Juridiquement, les dégustations à l’aveugle remettant en cause la suprématie de Grands Crus n’ont pas grande valeur. « Les journalistes, les critiques peuvent faire des comparaisons. Ils en ont le droit. Lui non. La législation protège les grands crus classés. La bouteille est chère, mais derrière il y a la qualité », insiste la procureure Nathalie Queran, requérant une peine de prison avec sursis assortie d’une amende de 30’000 € à l’encontre du Château de Reignac.

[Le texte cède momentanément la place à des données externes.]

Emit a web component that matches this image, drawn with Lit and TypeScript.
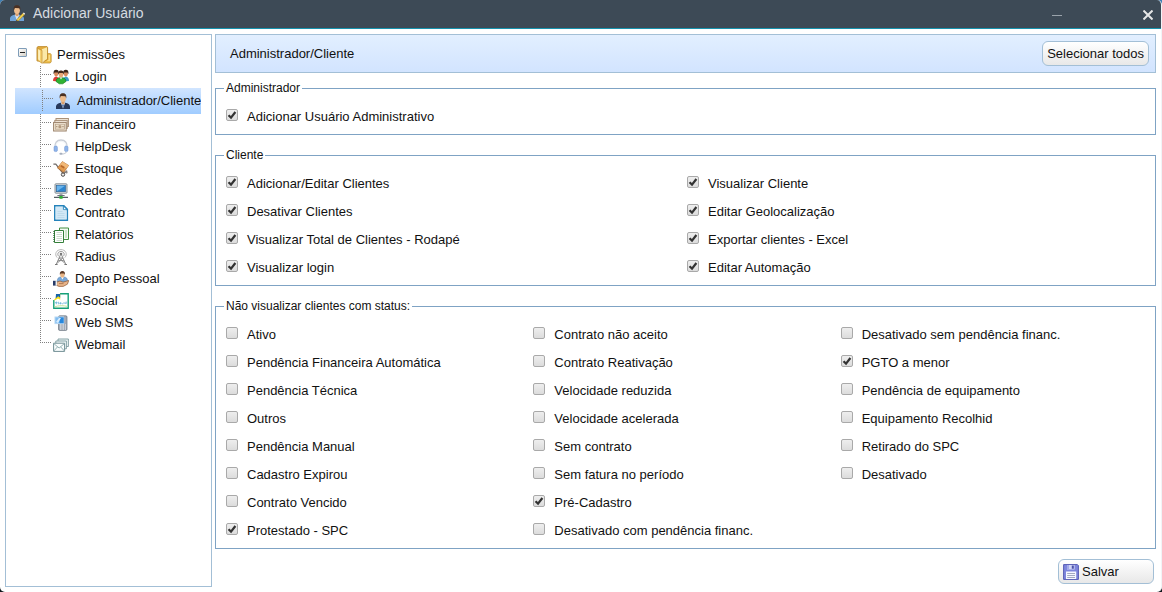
import { LitElement, html, svg, css, nothing } from "lit";
import { customElement, property, state } from "lit/decorators.js";
import { classMap } from "lit/directives/class-map.js";

const suit = (shirt: string, lapel: string) => svg`
  <path d="M1 16v-2.5C1.2 11 3 10.6 5.6 9.8h4.8c2.6.8 4.4 1.2 4.6 3.7V16z" fill=${shirt}/>
  <path d="M5.8 9.6 8 15.6l2.2-6z" fill="#f4f6fa"/>
  <path d="M8 11l-.9 1 .9 3.6.9-3.6z" fill=${lapel}/>
  <path d="M6.4 8h3.2v2.4L8 11.6l-1.6-1.2z" fill="#d99d6c"/>
  <ellipse cx="8" cy="5.2" rx="2.9" ry="3.8" fill="#efbd8d"/>
  <path d="M4.8 5.4C4.2 1.8 5.4.2 8 .2s3.8 1.6 3.2 5.2L10.4 3.2 5.8 3z" fill="#4a3022"/>`;

const icons: Record<string, unknown> = {
  userEdit: svg`${suit("#6fa3d8", "#c9dcf2")}
    <path d="M7.6 14.8 13.8 8.2l1.7 1.5-6.2 6.3-2 .2z" fill="#f3d24d" stroke="#8d6b1c" stroke-width=".5"/>
    <path d="m13.8 8.2 1-.8 1.3 1.3-.7 1z" fill="#f7f2ea"/><path d="m7.3 16.2.3-1.4 1 1z" fill="#333"/>`,
  folder: svg`
    <path d="M1 1.5 2 .6h9l.6 1V15H1z" fill="#e3ab3c" stroke="#b98426" stroke-width=".8"/>
    <path d="M5.800 3.200 11 1.200V13l-5.200 3.600z" fill="#fbe9a8"/>
    <path d="M1.400 2 6 4.400v12.800L1.400 14.200z" fill="#f6d271" stroke="#c39130" stroke-width=".7"/>
    <path d="M2.200 3.600 4 4.600v9.800l-1.800-1.200z" fill="#fdf0bd"/>
    <path d="M11.600 7.600h2.800l.8 1v7.200l-1 1.200H6.400l5.200-3.600z" fill="#efc04f" stroke="#bc8a29" stroke-width=".7"/>
    <path d="M12.600 9h1.400v6h-3l1.600-1.200z" fill="#f9dd8a"/>`,
  group: svg`
    <path d="M0 12c0-3 1-4 3.200-4.600L6 9v3.600z" fill="#dd3b35"/>
    <path d="M16 12c0-3-1-4-3.200-4.600L10 9v3.600z" fill="#3b9dc6"/>
    <ellipse cx="3.200" cy="4.600" rx="2.100" ry="2.800" fill="#d98d5f"/><path d="M.6 5.200C.2 2.200 1.200.8 3.200.8s3 1.400 2.600 4.400L4.800 3.600H1.600z" fill="#3a241a"/>
    <ellipse cx="12.800" cy="4.600" rx="2.100" ry="2.800" fill="#d98d5f"/><path d="M10.200 5.200C9.800 2.200 10.800.8 12.800.8s3 1.400 2.600 4.400l-1-1.600h-3.200z" fill="#3a241a"/>
    <path d="M3 12.400c.2-2.200 1.200-3.200 3.200-3.600h3.600c2 .4 3 1.400 3.200 3.600L9.800 14.800H6.200z" fill="#2eb234" stroke="#16791d" stroke-width=".6"/>
    <path d="m6.800 8.600 1.200 2 1.200-2z" fill="#fff"/>
    <ellipse cx="8" cy="5.600" rx="2.200" ry="3" fill="#e9a877"/><path d="M5.400 5.800C5 2.400 6 1.400 8 1.400s3 1 2.600 4.400L9.800 4.100H6.200z" fill="#4a2c1d"/>`,
  admin: suit("#28395c", "#345b9c"),
  money: svg`
    <rect x="3" y="1.5" width="12.4" height="8" fill="#f5ede0" stroke="#a99078"/>
    <rect x="1.8" y="3.4" width="12.4" height="8" fill="#f5ede0" stroke="#a99078"/>
    <rect x=".6" y="5.4" width="12.6" height="8.6" fill="#f6eddd" stroke="#9a8069"/>
    <rect x="2.3" y="7.2" width="9.2" height="5" fill="#ede0cb" stroke="#b7a28b" stroke-width=".8"/>
    <circle cx="6.9" cy="9.7" r="1.6" fill="#b49b80"/><path d="M3.2 9.7h1.2m5 0h1.2" stroke="#93785d"/>`,
  headset: svg`
    <path d="M2 9C1.4 3.6 4 1 8 1s6.600 2.600 6 8" fill="none" stroke="#c9ced6" stroke-width="1.300"/>
    <path d="M3 7.200C3.200 4 5 2.400 8 2.400s4.800 1.600 5 4.800" fill="none" stroke="#eef1f5" stroke-width=".8"/>
    <rect x="1" y="7" width="3.400" height="5.600" rx="1.400" fill="#8fb4ea" stroke="#6d93cf" stroke-width=".5"/>
    <rect x="11.600" y="7" width="3.400" height="5.600" rx="1.400" fill="#8fb4ea" stroke="#6d93cf" stroke-width=".5"/>
    <path d="M13.600 12.800C12.800 14.400 11 15 8.800 15" fill="none" stroke="#bcc3cd"/><rect x="6.400" y="13.800" width="3" height="2" rx="1" fill="#a7b0bf"/>`,
  box: svg`
    <path d="M.4 3.200h2.400l7.600 9.600 3.800-3" fill="none" stroke="#6f6a67" stroke-width="1.200"/>
    <path d="M9.400.6 15.600 4.400 11 11.200 4.400 7z" fill="#e29b50" stroke="#a2612a" stroke-width=".6"/>
    <path d="m9.400.6 6.200 3.800-2.200 3.200L7 3.800z" fill="#f1b877"/>
    <path d="m8.400 4 3.400 2-1 1.600-3.400-2z" fill="#b8682a"/><path d="M5 7.600l5.800 3.800.4 1.600z" fill="#b06e33"/>
    <circle cx="10" cy="13.600" r="1.700" fill="#eee" stroke="#4e4a48"/><circle cx="13.600" cy="11.400" r="1" fill="#8b8786"/>`,
  network: svg`
    <rect x="2" y=".8" width="12" height="9.400" rx=".8" fill="#d8dde1" stroke="#6d7880" stroke-width=".8"/>
    <rect x="3.500" y="2.300" width="9" height="6.400" fill="#2b84cf" stroke="#285f91" stroke-width=".6"/>
    <path d="M4 2.800h8L4 8.200z" fill="#69b4ed"/>
    <path d="M6.500 10.200h3V12h-3z" fill="#a0a6ab"/><path d="M4.400 12h7.200v1H4.400z" fill="#68717a"/>
    <path d="M1 14.400h14" stroke="#555e63" stroke-width="1.200"/><rect x="6.200" y="13" width="3.600" height="2.800" rx=".8" fill="#2faf34"/>`,
  contract: svg`
    <path d="M1.700.7h9.200l3.500 3.500v11.100H1.700z" fill="#fff" stroke="#2583bb" stroke-width="1.400"/>
    <path d="M3 2h7v3.400h3.200V14H3z" fill="#d2e8f6"/>
    <path d="M10.400 1v3.700H14z" fill="#fff" stroke="#2583bb" stroke-width=".9"/>
    <path d="M4.500 6.500h5M4.500 8.500h7m-7 2h7m-7 2h7" stroke="#bcd9ea" stroke-width=".9"/>`,
  report: svg`
    <path d="M6.500 1h9v11.500h-9z" fill="#f6fbf4" stroke="#428f41"/>
    <path d="M12 3h2v8h-2z" fill="#cce4ca"/>
    <path d="M1.500 3.500h9v12h-9z" fill="#fff" stroke="#34803a"/>
    <path d="M3.500 5.500h5.500m-5.500 2h5.500m-5.500 2h5.500m-5.500 2h5.500m-5.500 2h5.500" stroke="#ccdacd"/>
    <path d="M1 4v11" stroke="#225f2b" stroke-width="1.200" stroke-dasharray="1 1"/>`,
  antenna: svg`
    <path d="M4.200 8.600C1 5.200 3.400.6 8 .6s7 4.600 3.800 8" fill="none" stroke="#b5b5b5"/>
    <path d="M5.600 7.200C3.800 4.800 5.400 2.500 8 2.500s4.200 2.300 2.400 4.700" fill="none" stroke="#969696"/>
    <circle cx="8" cy="5" r="1.300" fill="#747474"/>
    <path d="M7.600 5.500 3.200 15.500M8.400 5.500l4.400 10M6.200 9h3.600M5.200 11.600h5.600M6.200 9l5.400 5M9.800 9l-5.400 5" fill="none" stroke="#888"/>
    <path d="M2 15.500h2.600m6.800 0H14" stroke="#777"/>`,
  person: svg`
    <path d="M4.200 11c0-3.800 1.200-4.600 3.400-5h3.600c2.200.4 3.400 1.200 3.400 5z" fill="#78a8d9" stroke="#4d78a8" stroke-width=".5"/>
    <path d="m8 6 1.400 2.400L10.800 6z" fill="#fff"/>
    <ellipse cx="9.400" cy="3.800" rx="2.200" ry="2.800" fill="#e9b484"/><path d="M6.900 4C6.500 1.200 7.600.1 9.400.1S12.300 1.200 11.900 4l-.8-1.500H7.700z" fill="#5b3925"/>
    <path d="M3.600 11.200 7 10l3 1.200 5.800-1.800-1.400 3.800-4.200 2.200H6l-2.400-1z" fill="#e8b489" stroke="#8f5935" stroke-width=".7"/>
    <path d="M6 12.600h4.500" stroke="#a56c43" stroke-width=".8"/>
    <path d="M0 9.800h2.800v4.800H0z" fill="#263a68"/><path d="M2.800 10.200h1.200v4.200H2.800z" fill="#fff" stroke="#aaa" stroke-width=".3"/>`,
  esocial: svg`
    <path d="M7 .8h8.200v14.400H.8V7" fill="#fff" stroke="#16a078" stroke-width="1.400"/>
    <path d="M.6 7.200 7.200.2v6.600L5 5.400 2 7.200z" fill="#f8e016"/>
    <path d="M3 .9h4.200v3.900L5.200 3.200 2.600 5.400z" fill="#1763a8"/>
    <path d="M2.500 9.800c.4-1.200 1.500-1 1.500 0H2.700c.2 1 1 1 1.400.6M6 9.200c-1.600 0-1 .7-.4 1 .5.400.2.700-.7.600m2-1h1.200v1H6.900zm2.200 1h1.100m.8-1.600v1.600m1.300-1.200v1.200m.9-2.200v2.200" fill="none" stroke="#5aacd6" stroke-width=".8"/>
    <path d="M1.600 13.800c4-1.400 9-1.400 12.800-.4" stroke="#c8e49a" fill="none"/>`,
  mobile: svg`
    <rect x="5.500" y=".8" width="8.500" height="14.600" rx="1.200" fill="#a3abb7" stroke="#68727e" stroke-width=".7"/>
    <rect x="2" y="2" width="8.600" height="6.600" fill="#81bdf0" stroke="#b6d8f4"/>
    <path d="M6.500 2.400h4.200v5.800H6.500z" fill="#2888dd"/><path d="m3 7 3-4h2L5 8z" fill="#d7edff"/>
    <path d="M7 10h1.500m1 0H11m1 0h1M7 12h1.500m1 0H11m1 0h1M7 14h1.500m1 0H11m1 0h1" stroke="#eef1f4" stroke-width="1.100"/>`,
  mail: svg`
    <path d="M5 2h10.400v7.500H5z" fill="#eef6f6" stroke="#7c9a9e" stroke-width=".9"/>
    <path d="M2.800 4h10.600v7.800H2.800z" fill="#f3f9f9" stroke="#7c9a9e" stroke-width=".9"/>
    <path d="M.6 6.200h11v8.200H.6z" fill="#fafdfd" stroke="#718f94"/>
    <path d="m.8 6.600 5.300 4.400 5.300-4.400M.8 14l3.800-4.200m6.800 4.200L7.600 9.800" fill="none" stroke="#8cabae" stroke-width=".9"/>`,
  disk: svg`
    <path d="M.6.6h13.800l1 1v13.800H.6z" fill="#7e86dc" stroke="#555bb4"/>
    <path d="M4 1h7.600v4.600H4z" fill="#cfd4f6"/><path d="M8.800 1.400h2v3.400h-2z" fill="#4a50a8"/><path d="M4 1h2v4.600H4z" fill="#a3aae9"/>
    <path d="M3 7.600h10.200V15H3z" fill="#f5f7ff"/><path d="M4.200 9.500h7.800m-7.800 2h7.800m-7.800 2h7.800" stroke="#a3a9c0"/>`,
};

const icon = (name: string, height = 16) => html`<svg
  class="icon" width="16" height=${height} viewBox="0 0 16 ${height}" aria-hidden="true">${icons[name]}</svg>`;

interface Option { label: string; on?: boolean }
const on = (label: string): Option => ({ label, on: true });
const off = (label: string): Option => ({ label });

const modules = [
  ["group", "Login"], ["admin", "Administrador/Cliente"], ["money", "Financeiro"],
  ["headset", "HelpDesk"], ["box", "Estoque"], ["network", "Redes"], ["contract", "Contrato"],
  ["report", "Relatórios"], ["antenna", "Radius"], ["person", "Depto Pessoal"],
  ["esocial", "eSocial"], ["mobile", "Web SMS"], ["mail", "Webmail"],
];

const groups: { title: string; columns: Option[][] }[] = [
  { title: "Administrador", columns: [[on("Adicionar Usuário Administrativo")]] },
  {
    title: "Cliente",
    columns: [
      [on("Adicionar/Editar Clientes"), on("Desativar Clientes"), on("Visualizar Total de Clientes - Rodapé"), on("Visualizar login")],
      [on("Visualizar Cliente"), on("Editar Geolocalização"), on("Exportar clientes - Excel"), on("Editar Automação")],
    ],
  },
  {
    title: "Não visualizar clientes com status:",
    columns: [
      [off("Ativo"), off("Pendência Financeira Automática"), off("Pendência Técnica"), off("Outros"),
        off("Pendência Manual"), off("Cadastro Expirou"), off("Contrato Vencido"), on("Protestado - SPC")],
      [off("Contrato não aceito"), off("Contrato Reativação"), off("Velocidade reduzida"), off("Velocidade acelerada"),
        off("Sem contrato"), off("Sem fatura no período"), on("Pré-Cadastro"), off("Desativado com pendência financ.")],
      [off("Desativado sem pendência financ."), on("PGTO a menor"), off("Pendência de equipamento"),
        off("Equipamento Recolhid"), off("Retirado do SPC"), off("Desativado")],
    ],
  },
];

@customElement("permission-tree")
export class PermissionTree extends LitElement {
  @property() selected = "";
  @state() private open = true;

  static styles = css`
    :host { display: block; box-sizing: border-box; border: 1px solid #a3bfd6; padding: 9px 10px 9px 9px; overflow: hidden; }
    ul { list-style: none; margin: 0; padding: 0; }
    .icon { display: block; flex: none; }
    .root { display: flex; align-items: center; height: 22px; padding-left: 3px; }
    .toggle { box-sizing: border-box; width: 9px; height: 9px; padding: 0; margin: 0 9px 5px 0; border: 1px solid #7f9db9; border-radius: 1px;
      background: linear-gradient(#222, #222) center / 5px 1px no-repeat, linear-gradient(135deg, #fff, #d5d0c6); }
    .root-name { margin-left: 5px; }
    .item.active { padding: 2px 0 2px 2px; background: linear-gradient(#d1e5ff, #a0ccff); }
    .link { display: flex; align-items: center; gap: 6px; height: 22px; padding-left: 38px; color: inherit;
      text-decoration: none; white-space: nowrap; overflow: hidden;
      background:
        repeating-linear-gradient(#808080 0 1px, transparent 1px 2px) 25px 0 / 1px 22px no-repeat,
        repeating-linear-gradient(90deg, #808080 0 1px, transparent 1px 2px) 25px 8px / 11px 1px no-repeat; }
    .item:last-child .link { background-size: 1px 9px, 11px 1px; }
  `;

  private pick(e: Event, name: string) {
    e.preventDefault();
    this.dispatchEvent(new CustomEvent("pick", { detail: name }));
  }

  render() {
    return html`
      <div class="root">
        <button class="toggle" aria-label="Permissões" aria-expanded=${this.open} @click=${() => (this.open = !this.open)}></button>
        ${icon("folder", 18)}<span class="root-name">Permissões</span>
      </div>
      ${this.open ? html`<ul>
        ${modules.map(([glyph, name]) => html`
          <li class=${classMap({ item: true, active: name === this.selected })}>
            <a class="link" href="#" @click=${(e: Event) => this.pick(e, name)}>${icon(glyph)}<span>${name}</span></a>
          </li>`)}
      </ul>` : nothing}`;
  }
}

@customElement("option-group")
export class OptionGroup extends LitElement {
  @property() heading = "";
  @property({ attribute: false }) columns: Option[][] = [];

  static styles = css`
    :host { display: block; }
    .group { margin: 0; min-width: 0; border: 1px solid #7fa3c4; padding: 8px 7px 3px 8px; }
    .legend { padding: 0 2px; font-size: 12px; line-height: 14px; }
    .columns { display: grid; grid-auto-flow: column; grid-auto-columns: minmax(0, 1fr); padding-left: 2px; }
    .option { display: flex; align-items: center; height: 28px; gap: 9px; }
    .box { appearance: none; flex: none; box-sizing: border-box; width: 12px; height: 12px; margin: 0 0 4px; border: 1px solid #a9a9a9;
      border-radius: 2px; background: linear-gradient(#eee, #dcdcdc); }
    .box:checked { background:
      url("data:image/svg+xml,%3Csvg xmlns='http://www.w3.org/2000/svg' viewBox='0 0 10 10'%3E%3Cpath d='M1.500 5.300 4 7.600 8.400 2' fill='none' stroke='%23333' stroke-width='2.200'/%3E%3C/svg%3E") center / 10px 10px no-repeat,
      linear-gradient(#eee, #dcdcdc); }
  `;

  render() {
    return html`<fieldset class="group">
      <legend class="legend">${this.heading}</legend>
      <div class="columns">
        ${this.columns.map((list, c) => html`<div>
          ${list.map((o, r) => html`<div class="option">
            <input class="box" type="checkbox" id="o${c}-${r}" .checked=${!!o.on} @change=${(e: Event) => {
              o.on = (e.target as HTMLInputElement).checked;
            }}><label for="o${c}-${r}">${o.label}</label>
          </div>`)}
        </div>`)}
      </div>
    </fieldset>`;
  }
}

@customElement("app-root")
export class AppRoot extends LitElement {
  @state() private selected = "Administrador/Cliente";
  @state() private data = groups;

  static styles = css`
    :host { display: block; background: linear-gradient(#3e7fb5 50%, #10181d 50%); color: #111;
      font: 13px/16px "Liberation Sans", Arial, sans-serif; }
    .window { display: flex; flex-direction: column; box-sizing: border-box; min-height: 100vh; background: #fff;
      border-right: 1px solid #f1f4f7; border-radius: 5px; overflow: hidden; }
    .title-bar { display: flex; align-items: center; box-sizing: border-box; height: 29px; padding: 0 8px 2px 9px;
      background: #3d4a56; border-bottom: 1px solid #1793ad; color: #d6dce1; }
    .title { flex: 1; margin: 0 0 0 8px; font-size: 14px; font-weight: normal; }
    .icon { display: block; flex: none; }
    .control { padding: 0; border: 0; background: none; }
    .control + .control { margin-left: 81px; }
    .control svg { display: block; margin-top: 4px; }
    .body { flex: 1; display: grid; grid-template-columns: 207px minmax(0, 1fr); gap: 3px; padding: 5px; }
    .bar { display: flex; align-items: center; justify-content: space-between; box-sizing: border-box; height: 39px;
      margin-bottom: 8px; padding: 0 6px 0 14px; border: 1px solid #a3bfd6; background: linear-gradient(#e2efff, #d2e4ff); }
    .heading { margin: 0; font-size: 13px; font-weight: normal; }
    .groups { display: flex; flex-direction: column; gap: 13px; }
    .button { box-sizing: border-box; height: 25px; padding: 0 4px; border: 1px solid #a3bfd6; border-radius: 6px;
      background: linear-gradient(#fff, #e8e8e8); color: inherit; font: inherit; white-space: nowrap; }
    .save { display: flex; align-items: center; gap: 3px; width: 96px; }
    .footer { display: flex; justify-content: flex-end; padding: 10px 2px 0; }
  `;

  private selectAll() {
    this.data = this.data.map((g) => ({ ...g, columns: g.columns.map((c) => c.map((o) => on(o.label))) }));
  }

  render() {
    return html`<div class="window">
      <header class="title-bar">
        ${icon("userEdit")}
        <h1 class="title">Adicionar Usuário</h1>
        <button class="control" aria-label="Minimizar"><svg width="10" height="10"><path d="M0 5.500h10" stroke="#9aa3ab"/></svg></button>
        <button class="control" aria-label="Fechar"><svg width="10" height="10"><path d="M.5.5l9 9m0-9-9 9" stroke="#e6e6e6" stroke-width="2"/></svg></button>
      </header>
      <div class="body">
        <permission-tree .selected=${this.selected} @pick=${(e: CustomEvent) => (this.selected = e.detail)}></permission-tree>
        <main>
          <div class="bar">
            <h2 class="heading">${this.selected}</h2>
            <button class="button" @click=${this.selectAll}>Selecionar todos</button>
          </div>
          <div class="groups">
            ${this.data.map((g) => html`<option-group .heading=${g.title} .columns=${g.columns}></option-group>`)}
          </div>
          <div class="footer"><button class="button save">${icon("disk")}Salvar</button></div>
        </main>
      </div>
    </div>`;
  }
}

L’avocate d’Yves Vatelot, Me François Tosi déplore « Ces poursuites qui n’ont pas de sens ». « On lui reproche, par exemple, d’avoir dit que son terroir était digne de celui d’un grand cru classé. Mais c’est écrit dans le Féret, la bible des vins de Bordeaux. En quoi, s’appuyer sur des écrits incontestables ou sur des critiques de spécialistes pour promouvoir ses crus serait illicite ou de nature à induire en erreur ? Reignac tire vers le haut l’appellation Bordeaux Supérieur mais il agace les grands crus. Ils veulent lui mettre le pied dessus », s’emporte François Tosi sous le regard du dit vigneron.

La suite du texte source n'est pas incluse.